Many variants of the jobshop problem can be solved with the same data or simple addition of parameters

Jobshop

The classical jobshop problem has 2 constraints

  • intrajob precedences
\[\forall j \in \mathrm{jobs}, \forall r \in \mathrm{ranks} \quad \mathrm{start}_j^r + \mathrm{Duration}_j^r \leq \mathrm{start}_j^{r+1}\]
  • no overlap per machine
\[\forall m \in \mathrm{machines}, \forall j_1,j_2 \in \mathrm{jobs} \quad \left( \mathrm{start}\_{j_1}^m + \mathrm{Duration}\_{j_1}^m \leq \mathrm{start}\_{j_2}^m \right) \vee \left( \mathrm{start}\_{j_2}^m + \mathrm{Duration}\_{j_2}^m \leq \mathrm{start}\_{j_1}^m \right )\]

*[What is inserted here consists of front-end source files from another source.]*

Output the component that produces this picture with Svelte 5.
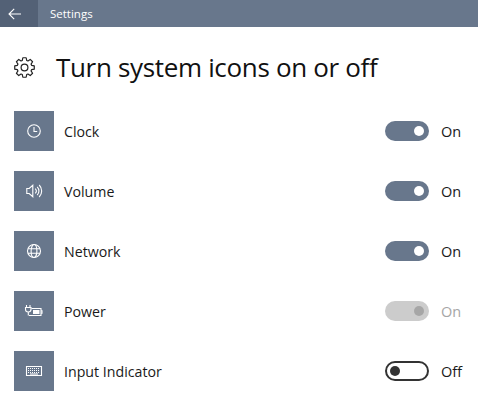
<script>
	const rows = [
		{ name: "Clock", icon: "clock", state: "On" },
		{ name: "Volume", icon: "volume", state: "On" },
		{ name: "Network", icon: "network", state: "On" },
		{ name: "Power", icon: "power", state: "On", disabled: true },
		{ name: "Input Indicator", icon: "keyboard", state: "Off" }
	];

	// eight teeth round the settings gear
	const gearPath = Array.from({ length: 8 }, (_, i) => {
		const a = (i * Math.PI) / 4;
		const pt = (r, d) => {
			const t = a + d;
			return `${(10.5 + r * Math.sin(t)).toFixed(2)} ${(10.5 - r * Math.cos(t)).toFixed(2)}`;
		};
		return `${i ? "L" : "M"}${pt(7.4, -0.3)}L${pt(9.9, -0.17)}L${pt(9.9, 0.17)}L${pt(7.4, 0.3)}`;
	}).join("") + "Z";
</script>

<div class="window">
	<header class="titlebar">
		<button class="back" aria-label="Back">
			<svg width="13" height="12" viewBox="0 0 13 12" fill="none" stroke="#fff" stroke-width="1.1">
				<path d="M13 6H1M6.200 0.800 1 6l5.200 5.200" />
			</svg>
		</button>
		<span class="app-name">Settings</span>
	</header>

	<div class="heading">
		<svg class="gear" width="21" height="21" viewBox="0 0 21 21" fill="none" stroke="#222" stroke-width="1.2" stroke-linejoin="round">
			<path d={gearPath} />
			<circle cx="10.500" cy="10.500" r="3.400" />
		</svg>
		<h1>Turn system icons on or off</h1>
	</div>

	<ul class="rows">
		{#each rows as row}
			<li class="row">
				<span class="tile">
					<svg width="16" height="16" viewBox="0 0 16 16" fill="none" stroke="#fff" stroke-width="1.1">
						{#if row.icon === "clock"}
							<circle cx="8" cy="8" r="6.300" />
							<path d="M8 4v4.500h3.200" />
						{:else if row.icon === "volume"}
							<path d="M0.800 5.500h2.400L6.800 2.300v11.400L3.200 10.500H0.800z" />
							<path d="M9.200 5.600a3.400 3.400 0 0 1 0 4.800M11.200 3.800a6 6 0 0 1 0 8.400M13.200 2a8.500 8.500 0 0 1 0 12" />
						{:else if row.icon === "network"}
							<circle cx="8" cy="8" r="6.500" />
							<ellipse cx="8" cy="8" rx="2.900" ry="6.500" />
							<path d="M2 5.800h12M2 10.200h12" />
						{:else if row.icon === "power"}
							<path d="M0.500 2v2.500M4 2v2.500M-0.500 4.500h5.500v1.800a2.700 2.700 0 0 1-5.500 0zM2.300 9v3.500" />
							<path d="M5.500 5.500h9.500v7H3" />
							<path d="M15 7.800h1v2.400h-1" />
							<path d="M7 7h6.500v4H7z" fill="#fff" stroke="none" />
						{:else}
							<path d="M.5 3.500h15v9H.5z" />
							<path d="M2 5.500h12M2 7.500h12M2 9.500h12" stroke-dasharray="1 1" />
							<path d="M4 11h8" />
						{/if}
					</svg>
				</span>
				<span class="name">{row.name}</span>
				<span class="toggle" class:off={row.state === "Off"} class:disabled={row.disabled}>
					<span class="knob"></span>
				</span>
				<span class="state" class:muted={row.disabled}>{row.state}</span>
			</li>
		{/each}
	</ul>
</div>

<style>
	:global(body) {
		background: #fff;
	}

	.window {
		width: 478px;
		height: 402px;
		overflow: hidden;
		background: #fff;
		color: #1a1a1a;
		font-family: "Open Sans", "Noto Sans", sans-serif;
	}

	.titlebar {
		display: flex;
		align-items: center;
		height: 27px;
		background: #68778c;
		color: #fff;
	}

	.back {
		display: flex;
		align-items: center;
		justify-content: center;
		width: 38px;
		height: 27px;
		padding: 0 10px 0 0;
		border: 0;
		background: #536176;
	}

	.app-name {
		margin-left: 12px;
		font-size: 11.500px;
	}

	.heading {
		display: flex;
		align-items: center;
		gap: 21px;
		height: 40px;
		margin-top: 20px;
		padding-left: 14px;
	}

	h1 {
		margin: 0;
		font-size: 26px;
		font-weight: 400;
		letter-spacing: -0.33px;
		color: #111;
	}

	.rows {
		display: flex;
		flex-direction: column;
		gap: 20px;
		margin: 24px 0 0;
		padding: 0 0 0 14px;
		list-style: none;
	}

	.row {
		display: flex;
		align-items: center;
		height: 40px;
	}

	.tile {
		display: flex;
		align-items: center;
		justify-content: center;
		width: 40px;
		height: 40px;
		background: #68778c;
	}

	.tile svg {
		overflow: visible;
	}

	.name {
		flex: 1;
		margin-left: 10px;
		font-size: 14.200px;
	}

	.toggle {
		display: flex;
		align-items: center;
		justify-content: flex-end;
		box-sizing: border-box;
		width: 44px;
		height: 20px;
		padding: 0 5px;
		border-radius: 10px;
		background: #68778c;
	}

	.knob {
		width: 10px;
		height: 10px;
		border-radius: 50%;
		background: #fff;
	}

	.toggle.disabled {
		background: #cccccc;
	}

	.toggle.disabled .knob {
		background: #a6a6a6;
	}

	.toggle.off {
		justify-content: flex-start;
		padding: 0 3px;
		border: 2px solid #333;
		background: #fff;
	}

	.toggle.off .knob {
		background: #333;
	}

	.state {
		width: 37px;
		margin-left: 12px;
		font-size: 14.500px;
	}

	.state.muted {
		color: #a6a6a6;
	}
</style>
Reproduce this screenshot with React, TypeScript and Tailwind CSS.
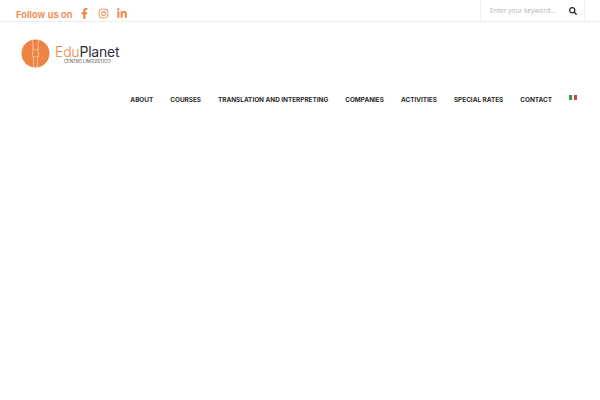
import { FaFacebookF, FaInstagram, FaLinkedinIn, FaSearch } from 'react-icons/fa';

const navItems = ['ABOUT', 'COURSES', 'TRANSLATION AND INTERPRETING', 'COMPANIES', 'ACTIVITIES', 'SPECIAL RATES', 'CONTACT'];

const Logo = () => (
  <div className="flex items-center">
    <svg width="29" height="29" viewBox="0 0 29 29" className="shrink-0">
      <circle cx="14.5" cy="14.5" r="14" fill="#ee8444" />
      <path d="M11 1c2 4 0 6 1 9s-2 5 0 8-1 6 1 10M18 1c-2 4 0 6-1 9s2 5 0 8 1 6-1 10" fill="none" stroke="#f8c7a6" strokeWidth="1" />
      <path d="M12 10c2 1 3 1 5 0M12 18c2-1 3-1 5 0" fill="none" stroke="#f8c7a6" strokeWidth="0.8" />
    </svg>
    <div className="ml-[5px] flex flex-col items-center">
      <div className="text-[14px] leading-[15px] tracking-[-0.2px] font-['Inter',sans-serif] font-normal">
        <span className="font-light text-[#ee8444]">Edu</span>
        <span className="text-[#2f2f35]">Planet</span>
      </div>
      <div className="mt-[0px] text-[4.3px] leading-[5px] text-[#444] font-['Inter',sans-serif]">CENTRO LINGUISTICO</div>
    </div>
  </div>
);

export default function App() {
  return (
    <div className="min-h-[400px] w-[600px] bg-white font-['Inter',sans-serif]">
      <header className="flex h-[22px] items-stretch justify-between border-b border-[#eeeeee] pl-[16px] pr-[15px]">
        <div className="flex items-center pt-[5px] text-[#ee8444]">
          <span className="mt-[4px] text-[9.2px] font-semibold tracking-[0.1px]">Follow us on</span>
          <div className="ml-[8px] flex items-center gap-[8.5px]">
            <FaFacebookF className="h-[11px] w-[9px]" />
            <FaInstagram className="h-[11px] w-[11px]" />
            <FaLinkedinIn className="h-[11px] w-[10px]" />
          </div>
        </div>
        <div className="flex w-[105px] items-center justify-between border-x border-[#f2f2f2] pl-[9px] pr-[7px]">
          <span className="text-[6.6px] text-[#b5b5b5] font-['Open_Sans',sans-serif]">Enter your keyword...</span>
          <FaSearch className="h-[8px] w-[8px] text-[#222]" />
        </div>
      </header>
      <div className="pl-[21px] pt-[17px]">
        <Logo />
      </div>
      <nav className="mt-[27px] flex items-center justify-end gap-[17px] pr-[23px]">
        {navItems.map((item) => (
          <a key={item} className="text-[6.4px] leading-[10px] font-bold whitespace-nowrap text-[#2a2a2a]">
            {item}
          </a>
        ))}
        <div className="-mt-[5px] flex h-[5px] w-[8px]">
          <span className="flex-1 bg-[#3e9a4a]" />
          <span className="flex-1 bg-[#f2f2f2]" />
          <span className="flex-1 bg-[#d5433f]" />
        </div>
      </nav>
    </div>
  );
}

For commodity the later constraint can be written

\[\forall m \in \mathrm{machines} \quad \mathrm{noOverlap} \ \lbrace \ [ \mathrm{start}_j^m \dots \ \mathrm{start}_j^m + \mathrm{Duration}_j^m ] \mid j \in \mathrm{jobs} \ \rbrace\]


No buffer jobshop (blocking jobshop)

In the classic jobshop there is implicitly a buffer area in front of each machine where tasks can wait to be processed. In the non-buffer jobshop, also called blocking jobshop this area doesn’t exist, as a result a job (j,r)processed on machine m blocks this machine until (j,r+1) starts being processed on the next machine.

From this problem we introduce a new variable $\mathrm{end}_j^m$

  • the tasks are variable length with a minimum length of $\mathrm{Duration}_j^m$
\[\forall j \in \mathrm{jobs}, \forall r \in \mathrm{machines} \quad \mathrm{start}_j^m + \mathrm{Duration}_j^m \leq \mathrm{end}_j^m\]
  • for each job, the task of rank $r+1$ starts as soon as the task of rank $r$ ends
\[\forall j \in \mathrm{jobs}, \forall r \in \mathrm{ranks} \quad \mathrm{end}_j^r = \mathrm{start}_j^{r+1}\]
  • no overlap per machine
\[\forall m \in \mathrm{machines}, \forall j_1,j_2 \in \mathrm{jobs}\quad \left( \mathrm{end}\_{j_1}^m \leq \mathrm{start}\_{j_2}^m \right) \vee \left( \mathrm{end}\_{j_2}^m \leq \mathrm{start}\_{j_1}^m \right )\]

or

\[\forall m \in \mathrm{machines} \quad \mathrm{noOverlap} \ \lbrace \ [ \mathrm{start}_j^m \dots \ \mathrm{end}_j^m ] \mid j \in \mathrm{jobs} \ \rbrace\]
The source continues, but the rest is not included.